Dataset excerpt:
^^^^
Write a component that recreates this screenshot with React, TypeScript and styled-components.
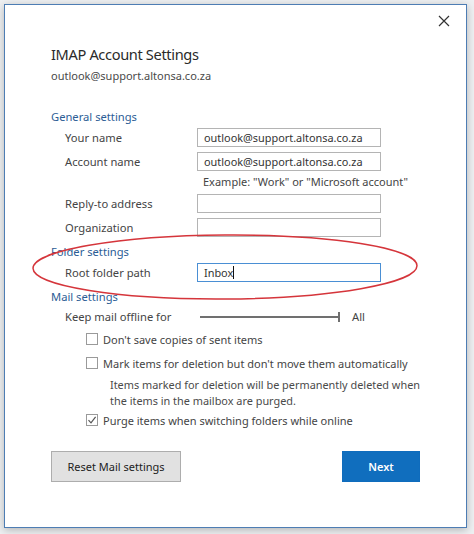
import styled, { createGlobalStyle } from 'styled-components';

const Global = createGlobalStyle`
  html, body {
    margin: 0;
    padding: 0;
    background: #eef0f2;
  }
  body {
    font-family: 'Noto Sans', 'Open Sans', sans-serif;
    color: #3b3b3b;
  }
`;

const Screen = styled.div`
  width: 474px;
  height: 534px;
  padding: 4px 0 0 4px;
  box-sizing: border-box;
  overflow: hidden;
`;

const Dialog = styled.div`
  position: relative;
  width: 463px;
  height: 524px;
  box-sizing: border-box;
  background: #fff;
  border: 1px solid #4d7db4;
  box-shadow: 0 2px 8px rgba(0, 0, 0, 0.25);
  padding: 0 0 0 46px;
  font-size: 11px;
`;

const TopBar = styled.div`
  display: flex;
  justify-content: flex-end;
  height: 40px;
  padding: 9px 15px 0 0;
  box-sizing: border-box;
`;

const Close = styled.button`
  border: none;
  background: none;
  padding: 0;
  width: 14px;
  height: 14px;
  cursor: pointer;
  svg {
    display: block;
  }
`;

const Title = styled.h1`
  margin: 0;
  font-size: 14.6px;
  letter-spacing: -0.35px;
  font-weight: 400;
  color: #2a2a2a;
  line-height: 18px;
`;

const Sub = styled.div`
  margin-top: 5px;
  font-size: 11px;
  color: #4a4a4a;
  line-height: 15px;
`;

const Heading = styled.div<{ $top: number }>`
  margin-top: ${(p) => p.$top}px;
  color: #2c5d95;
  font-size: 11.2px;
  line-height: 15px;
  height: 15px;
`;

const Row = styled.div<{ $top: number }>`
  display: grid;
  grid-template-columns: 132px 184px;
  align-items: center;
  margin-top: ${(p) => p.$top}px;
  padding-left: 14px;
  height: 19px;
`;

const Label = styled.div`
  font-size: 11.2px;
  color: #444;
  white-space: nowrap;
`;

const Field = styled.div<{ $focus?: boolean }>`
  height: 19px;
  box-sizing: border-box;
  border: 1px solid ${(p) => (p.$focus ? '#4a8fd4' : '#b4b4b4')};
  padding: 0 0 0 6px;
  font-size: 10.9px;
  line-height: 17px;
  color: #333;
  white-space: nowrap;
`;

const Caret = styled.span`
  display: inline-block;
  width: 1px;
  height: 13px;
  background: #111;
  vertical-align: -2px;
`;

const Hint = styled.div`
  margin-top: 4px;
  padding-left: 152px;
  font-size: 11px;
  line-height: 14px;
  color: #444;
`;

const SliderRow = styled.div`
  display: grid;
  grid-template-columns: 132px auto auto;
  justify-content: start;
  align-items: center;
  margin-top: 5px;
  padding-left: 14px;
  height: 14px;
`;

const Track = styled.div`
  position: relative;
  width: 140px;
  height: 2px;
  margin-left: 3px;
  background: #707070;
  &::after {
    content: '';
    position: absolute;
    right: 0;
    top: -4px;
    width: 2px;
    height: 10px;
    background: #707070;
  }
`;

const All = styled.span`
  margin-left: 12px;
  font-size: 11.2px;
  color: #444;
`;

const Check = styled.div<{ $top: number }>`
  display: flex;
  align-items: center;
  gap: 5px;
  margin-top: ${(p) => p.$top}px;
  padding-left: 35px;
  height: 14px;
  font-size: 11px;
  color: #444;
  white-space: nowrap;
`;

const Box = styled.span`
  width: 12px;
  height: 12px;
  box-sizing: border-box;
  border: 1px solid #9a9a9a;
  background: #fff;
  display: flex;
  align-items: center;
  justify-content: center;
`;

const Note = styled.div`
  margin-top: 7px;
  padding-left: 59px;
  font-size: 10.9px;
  line-height: 16px;
  color: #4a4a4a;
  white-space: nowrap;
`;

const Footer = styled.div`
  display: flex;
  justify-content: space-between;
  margin-top: 24px;
  width: 369px;
`;

const Button = styled.button<{ $primary?: boolean }>`
  height: 31px;
  box-sizing: border-box;
  font-family: inherit;
  font-size: 11px;
  font-weight: ${(p) => (p.$primary ? 600 : 400)};
  border: 1px solid ${(p) => (p.$primary ? '#0f6cbd' : '#adadad')};
  background: ${(p) => (p.$primary ? '#106ebe' : '#e1e1e1')};
  color: ${(p) => (p.$primary ? '#fff' : '#222')};
  width: ${(p) => (p.$primary ? '78px' : '130px')};
  padding: 0;
  cursor: pointer;
`;

const Ring = styled.svg`
  position: absolute;
  left: 22px;
  top: 226px;
  pointer-events: none;
`;

const CheckBox = ({ checked }: { checked?: boolean }) => (
  <Box>
    {checked && (
      <svg width="10" height="10" viewBox="0 0 10 10">
        <path d="M1.5 5.2 L4 7.8 L8.6 1.8" fill="none" stroke="#555" strokeWidth="1.2" />
      </svg>
    )}
  </Box>
);

export default function App() {
  return (
    <Screen>
      <Global />
      <Dialog>
        <TopBar>
          <Close aria-label="Close">
            <svg width="14" height="14" viewBox="0 0 14 14">
              <path d="M2 2 L12 12 M12 2 L2 12" stroke="#333" strokeWidth="1.2" />
            </svg>
          </Close>
        </TopBar>
        <Title>IMAP Account Settings</Title>
        <Sub>outlook@support.altonsa.co.za</Sub>

        <Heading $top={26}>General settings</Heading>
        <Row $top={4}>
          <Label>Your name</Label>
          <Field>outlook@support.altonsa.co.za</Field>
        </Row>
        <Row $top={5}>
          <Label>Account name</Label>
          <Field>outlook@support.altonsa.co.za</Field>
        </Row>
        <Hint>Example: "Work" or "Microsoft account"</Hint>
        <Row $top={5}>
          <Label>Reply-to address</Label>
          <Field />
        </Row>
        <Row $top={5}>
          <Label>Organization</Label>
          <Field />
        </Row>

        <Heading $top={7}>Folder settings</Heading>
        <Row $top={4}>
          <Label>Root folder path</Label>
          <Field $focus>
            Inbox
            <Caret />
          </Field>
        </Row>

        <Heading $top={7}>Mail settings</Heading>
        <SliderRow>
          <Label>Keep mail offline for</Label>
          <Track />
          <All>All</All>
        </SliderRow>
        <Check $top={9}>
          <CheckBox />
          Don't save copies of sent items
        </Check>
        <Check $top={10}>
          <CheckBox />
          Mark items for deletion but don't move them automatically
        </Check>
        <Note>
          Items marked for deletion will be permanently deleted when
          <br />
          the items in the mailbox are purged.
        </Note>
        <Check $top={4}>
          <CheckBox checked />
          Purge items when switching folders while online
        </Check>

        <Footer>
          <Button>Reset Mail settings</Button>
          <Button $primary>Next</Button>
        </Footer>

        <Ring width="396" height="70" viewBox="0 0 396 70">
          <ellipse
            cx="198"
            cy="36"
            rx="192"
            ry="32"
            fill="none"
            stroke="#d5353b"
            strokeWidth="1.5"
            transform="rotate(-0.4 198 36)"
          />
        </Ring>
      </Dialog>
    </Screen>
  );
}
^^^^
Exercise aim: Write out the data precisely as given, excluding the pictures.

Written reply:
Write a component that recreates this screenshot with React, TypeScript and styled-components.
import styled, { createGlobalStyle } from 'styled-components';

const Global = createGlobalStyle`
  html, body {
    margin: 0;
    padding: 0;
    background: #eef0f2;
  }
  body {
    font-family: 'Noto Sans', 'Open Sans', sans-serif;
    color: #3b3b3b;
  }
`;

const Screen = styled.div`
  width: 474px;
  height: 534px;
  padding: 4px 0 0 4px;
  box-sizing: border-box;
  overflow: hidden;
`;

const Dialog = styled.div`
  position: relative;
  width: 463px;
  height: 524px;
  box-sizing: border-box;
  background: #fff;
  border: 1px solid #4d7db4;
  box-shadow: 0 2px 8px rgba(0, 0, 0, 0.25);
  padding: 0 0 0 46px;
  font-size: 11px;
`;

const TopBar = styled.div`
  display: flex;
  justify-content: flex-end;
  height: 40px;
  padding: 9px 15px 0 0;
  box-sizing: border-box;
`;

const Close = styled.button`
  border: none;
  background: none;
  padding: 0;
  width: 14px;
  height: 14px;
  cursor: pointer;
  svg {
    display: block;
  }
`;

const Title = styled.h1`
  margin: 0;
  font-size: 14.6px;
  letter-spacing: -0.35px;
  font-weight: 400;
  color: #2a2a2a;
  line-height: 18px;
`;

const Sub = styled.div`
  margin-top: 5px;
  font-size: 11px;
  color: #4a4a4a;
  line-height: 15px;
`;

const Heading = styled.div<{ $top: number }>`
  margin-top: ${(p) => p.$top}px;
  color: #2c5d95;
  font-size: 11.2px;
  line-height: 15px;
  height: 15px;
`;

const Row = styled.div<{ $top: number }>`
  display: grid;
  grid-template-columns: 132px 184px;
  align-items: center;
  margin-top: ${(p) => p.$top}px;
  padding-left: 14px;
  height: 19px;
`;

const Label = styled.div`
  font-size: 11.2px;
  color: #444;
  white-space: nowrap;
`;

const Field = styled.div<{ $focus?: boolean }>`
  height: 19px;
  box-sizing: border-box;
  border: 1px solid ${(p) => (p.$focus ? '#4a8fd4' : '#b4b4b4')};
  padding: 0 0 0 6px;
  font-size: 10.9px;
  line-height: 17px;
  color: #333;
  white-space: nowrap;
`;

const Caret = styled.span`
  display: inline-block;
  width: 1px;
  height: 13px;
  background: #111;
  vertical-align: -2px;
`;

const Hint = styled.div`
  margin-top: 4px;
  padding-left: 152px;
  font-size: 11px;
  line-height: 14px;
  color: #444;
`;

const SliderRow = styled.div`
  display: grid;
  grid-template-columns: 132px auto auto;
  justify-content: start;
  align-items: center;
  margin-top: 5px;
  padding-left: 14px;
  height: 14px;
`;

const Track = styled.div`
  position: relative;
  width: 140px;
  height: 2px;
  margin-left: 3px;
  background: #707070;
  &::after {
    content: '';
    position: absolute;
    right: 0;
    top: -4px;
    width: 2px;
    height: 10px;
    background: #707070;
  }
`;

const All = styled.span`
  margin-left: 12px;
  font-size: 11.2px;
  color: #444;
`;

const Check = styled.div<{ $top: number }>`
  display: flex;
  align-items: center;
  gap: 5px;
  margin-top: ${(p) => p.$top}px;
  padding-left: 35px;
  height: 14px;
  font-size: 11px;
  color: #444;
  white-space: nowrap;
`;

const Box = styled.span`
  width: 12px;
  height: 12px;
  box-sizing: border-box;
  border: 1px solid #9a9a9a;
  background: #fff;
  display: flex;
  align-items: center;
  justify-content: center;
`;

const Note = styled.div`
  margin-top: 7px;
  padding-left: 59px;
  font-size: 10.9px;
  line-height: 16px;
  color: #4a4a4a;
  white-space: nowrap;
`;

const Footer = styled.div`
  display: flex;
  justify-content: space-between;
  margin-top: 24px;
  width: 369px;
`;

const Button = styled.button<{ $primary?: boolean }>`
  height: 31px;
  box-sizing: border-box;
  font-family: inherit;
  font-size: 11px;
  font-weight: ${(p) => (p.$primary ? 600 : 400)};
  border: 1px solid ${(p) => (p.$primary ? '#0f6cbd' : '#adadad')};
  background: ${(p) => (p.$primary ? '#106ebe' : '#e1e1e1')};
  color: ${(p) => (p.$primary ? '#fff' : '#222')};
  width: ${(p) => (p.$primary ? '78px' : '130px')};
  padding: 0;
  cursor: pointer;
`;

const Ring = styled.svg`
  position: absolute;
  left: 22px;
  top: 226px;
  pointer-events: none;
`;

const CheckBox = ({ checked }: { checked?: boolean }) => (
  <Box>
    {checked && (
      <svg width="10" height="10" viewBox="0 0 10 10">
        <path d="M1.5 5.2 L4 7.8 L8.6 1.8" fill="none" stroke="#555" strokeWidth="1.2" />
      </svg>
    )}
  </Box>
);

export default function App() {
  return (
    <Screen>
      <Global />
      <Dialog>
        <TopBar>
          <Close aria-label="Close">
            <svg width="14" height="14" viewBox="0 0 14 14">
              <path d="M2 2 L12 12 M12 2 L2 12" stroke="#333" strokeWidth="1.2" />
            </svg>
          </Close>
        </TopBar>
        <Title>IMAP Account Settings</Title>
        <Sub>outlook@support.altonsa.co.za</Sub>

        <Heading $top={26}>General settings</Heading>
        <Row $top={4}>
          <Label>Your name</Label>
          <Field>outlook@support.altonsa.co.za</Field>
        </Row>
        <Row $top={5}>
          <Label>Account name</Label>
          <Field>outlook@support.altonsa.co.za</Field>
        </Row>
        <Hint>Example: "Work" or "Microsoft account"</Hint>
        <Row $top={5}>
          <Label>Reply-to address</Label>
          <Field />
        </Row>
        <Row $top={5}>
          <Label>Organization</Label>
          <Field />
        </Row>

        <Heading $top={7}>Folder settings</Heading>
        <Row $top={4}>
          <Label>Root folder path</Label>
          <Field $focus>
            Inbox
            <Caret />
          </Field>
        </Row>

        <Heading $top={7}>Mail settings</Heading>
        <SliderRow>
          <Label>Keep mail offline for</Label>
          <Track />
          <All>All</All>
        </SliderRow>
        <Check $top={9}>
          <CheckBox />
          Don't save copies of sent items
        </Check>
        <Check $top={10}>
          <CheckBox />
          Mark items for deletion but don't move them automatically
        </Check>
        <Note>
          Items marked for deletion will be permanently deleted when
          <br />
          the items in the mailbox are purged.
        </Note>
        <Check $top={4}>
          <CheckBox checked />
          Purge items when switching folders while online
        </Check>

        <Footer>
          <Button>Reset Mail settings</Button>
          <Button $primary>Next</Button>
        </Footer>

        <Ring width="396" height="70" viewBox="0 0 396 70">
          <ellipse
            cx="198"
            cy="36"
            rx="192"
            ry="32"
            fill="none"
            stroke="#d5353b"
            strokeWidth="1.5"
            transform="rotate(-0.4 198 36)"
          />
        </Ring>
      </Dialog>
    </Screen>
  );
}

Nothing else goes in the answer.